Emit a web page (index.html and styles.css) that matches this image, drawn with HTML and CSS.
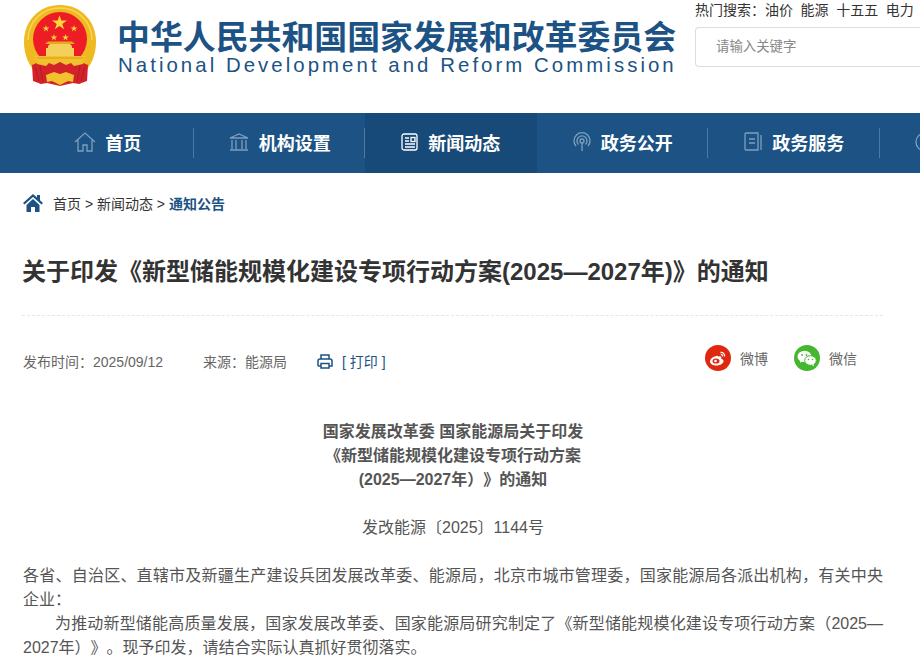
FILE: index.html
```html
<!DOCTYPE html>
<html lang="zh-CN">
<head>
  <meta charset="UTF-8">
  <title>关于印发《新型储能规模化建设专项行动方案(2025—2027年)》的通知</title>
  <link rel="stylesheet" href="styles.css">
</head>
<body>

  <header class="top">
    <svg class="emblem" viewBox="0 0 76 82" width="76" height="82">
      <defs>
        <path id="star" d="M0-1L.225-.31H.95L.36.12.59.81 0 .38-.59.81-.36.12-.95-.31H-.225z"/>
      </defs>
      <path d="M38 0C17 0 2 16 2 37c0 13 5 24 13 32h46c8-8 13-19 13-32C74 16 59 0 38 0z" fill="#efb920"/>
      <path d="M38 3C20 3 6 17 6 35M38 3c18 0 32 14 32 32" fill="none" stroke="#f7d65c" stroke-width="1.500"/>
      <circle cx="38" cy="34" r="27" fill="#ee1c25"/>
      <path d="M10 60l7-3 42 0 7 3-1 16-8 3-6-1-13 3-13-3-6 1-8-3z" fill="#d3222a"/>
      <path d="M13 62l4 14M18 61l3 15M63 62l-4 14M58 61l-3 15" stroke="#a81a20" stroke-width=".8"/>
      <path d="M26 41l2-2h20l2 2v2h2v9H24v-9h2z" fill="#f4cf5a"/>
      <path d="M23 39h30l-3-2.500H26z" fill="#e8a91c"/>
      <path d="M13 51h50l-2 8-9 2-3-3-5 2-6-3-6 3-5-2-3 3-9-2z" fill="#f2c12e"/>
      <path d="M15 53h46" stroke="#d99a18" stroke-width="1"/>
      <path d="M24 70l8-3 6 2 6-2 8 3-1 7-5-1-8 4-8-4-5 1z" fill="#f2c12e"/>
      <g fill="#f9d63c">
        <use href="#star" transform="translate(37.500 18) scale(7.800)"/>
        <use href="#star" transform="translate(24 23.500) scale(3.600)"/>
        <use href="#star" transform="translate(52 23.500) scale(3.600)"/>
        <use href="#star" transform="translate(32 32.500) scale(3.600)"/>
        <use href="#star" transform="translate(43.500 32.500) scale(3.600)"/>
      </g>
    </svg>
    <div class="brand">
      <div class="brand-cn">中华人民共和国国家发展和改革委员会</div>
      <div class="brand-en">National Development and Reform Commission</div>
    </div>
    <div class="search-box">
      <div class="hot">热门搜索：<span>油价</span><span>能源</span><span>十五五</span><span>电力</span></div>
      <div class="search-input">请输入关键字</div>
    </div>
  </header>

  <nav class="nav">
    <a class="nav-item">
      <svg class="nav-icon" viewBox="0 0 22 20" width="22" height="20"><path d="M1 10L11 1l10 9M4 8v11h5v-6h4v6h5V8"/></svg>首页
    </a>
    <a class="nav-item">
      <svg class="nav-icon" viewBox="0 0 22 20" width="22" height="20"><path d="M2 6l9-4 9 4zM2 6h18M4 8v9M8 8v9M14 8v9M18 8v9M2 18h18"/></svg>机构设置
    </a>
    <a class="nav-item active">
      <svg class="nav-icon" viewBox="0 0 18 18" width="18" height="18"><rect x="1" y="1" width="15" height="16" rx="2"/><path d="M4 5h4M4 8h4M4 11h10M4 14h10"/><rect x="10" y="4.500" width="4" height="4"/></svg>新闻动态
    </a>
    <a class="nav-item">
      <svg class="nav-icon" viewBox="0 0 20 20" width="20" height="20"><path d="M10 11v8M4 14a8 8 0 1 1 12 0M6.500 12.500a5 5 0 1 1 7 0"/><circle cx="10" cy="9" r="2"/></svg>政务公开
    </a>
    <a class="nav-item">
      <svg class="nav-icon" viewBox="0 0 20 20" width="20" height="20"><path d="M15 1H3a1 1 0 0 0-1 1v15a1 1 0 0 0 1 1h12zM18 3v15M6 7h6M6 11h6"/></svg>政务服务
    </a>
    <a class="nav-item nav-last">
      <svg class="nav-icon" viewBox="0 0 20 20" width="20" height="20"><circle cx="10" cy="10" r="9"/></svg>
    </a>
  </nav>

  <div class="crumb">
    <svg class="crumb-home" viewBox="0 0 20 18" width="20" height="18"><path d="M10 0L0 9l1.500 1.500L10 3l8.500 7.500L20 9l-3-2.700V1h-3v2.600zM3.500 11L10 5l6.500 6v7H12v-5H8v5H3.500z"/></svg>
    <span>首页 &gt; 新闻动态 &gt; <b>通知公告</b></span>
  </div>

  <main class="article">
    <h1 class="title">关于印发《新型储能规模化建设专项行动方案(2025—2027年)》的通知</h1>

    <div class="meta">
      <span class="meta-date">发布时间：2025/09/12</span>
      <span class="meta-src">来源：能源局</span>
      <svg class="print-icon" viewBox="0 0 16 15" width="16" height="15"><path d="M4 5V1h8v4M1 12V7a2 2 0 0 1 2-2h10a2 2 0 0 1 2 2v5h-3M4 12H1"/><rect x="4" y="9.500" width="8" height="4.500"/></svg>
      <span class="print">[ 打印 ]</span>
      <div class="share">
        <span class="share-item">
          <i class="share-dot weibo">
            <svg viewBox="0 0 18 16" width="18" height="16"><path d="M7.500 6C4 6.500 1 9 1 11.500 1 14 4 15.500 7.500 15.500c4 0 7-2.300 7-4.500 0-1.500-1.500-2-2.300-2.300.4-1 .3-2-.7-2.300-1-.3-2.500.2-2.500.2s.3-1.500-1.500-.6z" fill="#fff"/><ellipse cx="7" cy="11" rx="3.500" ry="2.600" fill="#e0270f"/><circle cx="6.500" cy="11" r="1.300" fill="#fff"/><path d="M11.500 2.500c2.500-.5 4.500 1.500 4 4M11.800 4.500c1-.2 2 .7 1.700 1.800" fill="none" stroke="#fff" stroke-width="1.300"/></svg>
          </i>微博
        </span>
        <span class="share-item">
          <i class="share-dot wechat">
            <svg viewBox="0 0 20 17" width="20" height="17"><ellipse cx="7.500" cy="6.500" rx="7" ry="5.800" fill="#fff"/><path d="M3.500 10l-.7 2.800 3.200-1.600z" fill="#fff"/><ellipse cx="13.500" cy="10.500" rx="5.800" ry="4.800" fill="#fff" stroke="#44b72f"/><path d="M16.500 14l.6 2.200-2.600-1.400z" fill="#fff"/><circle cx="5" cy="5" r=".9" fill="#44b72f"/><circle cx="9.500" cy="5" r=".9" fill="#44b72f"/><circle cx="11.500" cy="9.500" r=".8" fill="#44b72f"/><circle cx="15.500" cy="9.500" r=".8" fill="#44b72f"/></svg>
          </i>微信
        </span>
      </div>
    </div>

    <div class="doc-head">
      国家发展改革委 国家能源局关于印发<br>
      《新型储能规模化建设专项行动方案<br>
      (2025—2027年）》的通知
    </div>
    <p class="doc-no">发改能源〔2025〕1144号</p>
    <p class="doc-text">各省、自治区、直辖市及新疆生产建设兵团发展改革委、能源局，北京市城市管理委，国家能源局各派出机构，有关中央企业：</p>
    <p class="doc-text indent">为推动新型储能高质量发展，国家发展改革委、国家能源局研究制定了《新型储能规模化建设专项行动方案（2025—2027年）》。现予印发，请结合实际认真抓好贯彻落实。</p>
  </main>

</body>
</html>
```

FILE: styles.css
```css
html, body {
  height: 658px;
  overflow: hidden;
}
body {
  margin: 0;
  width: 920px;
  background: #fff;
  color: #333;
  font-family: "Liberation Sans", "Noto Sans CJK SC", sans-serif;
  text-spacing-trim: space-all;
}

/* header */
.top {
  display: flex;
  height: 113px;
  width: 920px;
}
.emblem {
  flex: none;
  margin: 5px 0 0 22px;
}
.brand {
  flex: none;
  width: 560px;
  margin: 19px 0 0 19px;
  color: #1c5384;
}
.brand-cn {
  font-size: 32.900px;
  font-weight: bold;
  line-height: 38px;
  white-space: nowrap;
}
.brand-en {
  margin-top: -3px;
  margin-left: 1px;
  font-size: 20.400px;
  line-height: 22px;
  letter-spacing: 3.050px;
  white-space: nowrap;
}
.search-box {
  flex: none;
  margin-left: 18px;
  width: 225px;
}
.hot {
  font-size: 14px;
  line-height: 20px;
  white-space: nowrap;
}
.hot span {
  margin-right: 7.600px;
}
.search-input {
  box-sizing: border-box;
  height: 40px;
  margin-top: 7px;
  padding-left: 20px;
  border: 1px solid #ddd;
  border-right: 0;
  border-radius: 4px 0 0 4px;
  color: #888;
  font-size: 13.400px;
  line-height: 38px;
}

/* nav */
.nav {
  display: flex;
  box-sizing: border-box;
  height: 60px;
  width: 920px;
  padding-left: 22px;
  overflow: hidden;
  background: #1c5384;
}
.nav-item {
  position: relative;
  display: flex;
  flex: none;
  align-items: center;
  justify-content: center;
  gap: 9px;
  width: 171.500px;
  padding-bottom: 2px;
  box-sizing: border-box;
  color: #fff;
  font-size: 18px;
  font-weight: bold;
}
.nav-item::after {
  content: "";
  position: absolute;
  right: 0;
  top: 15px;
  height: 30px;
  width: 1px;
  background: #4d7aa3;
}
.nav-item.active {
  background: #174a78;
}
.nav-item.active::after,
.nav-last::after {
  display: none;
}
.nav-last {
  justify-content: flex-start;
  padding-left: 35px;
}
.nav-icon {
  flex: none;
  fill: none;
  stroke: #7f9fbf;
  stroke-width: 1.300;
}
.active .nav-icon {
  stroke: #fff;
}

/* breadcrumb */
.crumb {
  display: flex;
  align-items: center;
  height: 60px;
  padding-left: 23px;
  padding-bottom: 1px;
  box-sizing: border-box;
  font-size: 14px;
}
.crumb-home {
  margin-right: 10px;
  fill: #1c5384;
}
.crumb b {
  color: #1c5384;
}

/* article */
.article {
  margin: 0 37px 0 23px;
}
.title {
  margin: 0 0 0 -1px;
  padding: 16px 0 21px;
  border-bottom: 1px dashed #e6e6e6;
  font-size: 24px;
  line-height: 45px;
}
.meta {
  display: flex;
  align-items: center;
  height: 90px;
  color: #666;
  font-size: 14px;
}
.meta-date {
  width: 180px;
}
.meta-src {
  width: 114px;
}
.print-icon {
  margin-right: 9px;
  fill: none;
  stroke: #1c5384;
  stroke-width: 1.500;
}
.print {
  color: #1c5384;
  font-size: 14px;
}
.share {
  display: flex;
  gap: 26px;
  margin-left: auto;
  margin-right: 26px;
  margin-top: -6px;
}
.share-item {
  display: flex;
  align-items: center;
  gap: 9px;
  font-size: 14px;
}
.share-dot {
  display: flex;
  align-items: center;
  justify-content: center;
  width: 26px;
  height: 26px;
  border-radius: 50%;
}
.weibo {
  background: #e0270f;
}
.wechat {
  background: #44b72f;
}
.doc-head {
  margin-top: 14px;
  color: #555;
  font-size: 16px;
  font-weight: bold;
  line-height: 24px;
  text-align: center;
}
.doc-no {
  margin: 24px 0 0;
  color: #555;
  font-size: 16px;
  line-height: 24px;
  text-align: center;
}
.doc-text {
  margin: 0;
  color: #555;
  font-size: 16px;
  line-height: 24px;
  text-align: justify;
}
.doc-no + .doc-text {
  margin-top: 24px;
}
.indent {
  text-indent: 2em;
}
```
--------------------------------
Show the lines of the data that hold the word "styles".

Emit a web page (index.html and styles.css) that matches this image, drawn with HTML and CSS.
  <link rel="stylesheet" href="styles.css">
FILE: styles.css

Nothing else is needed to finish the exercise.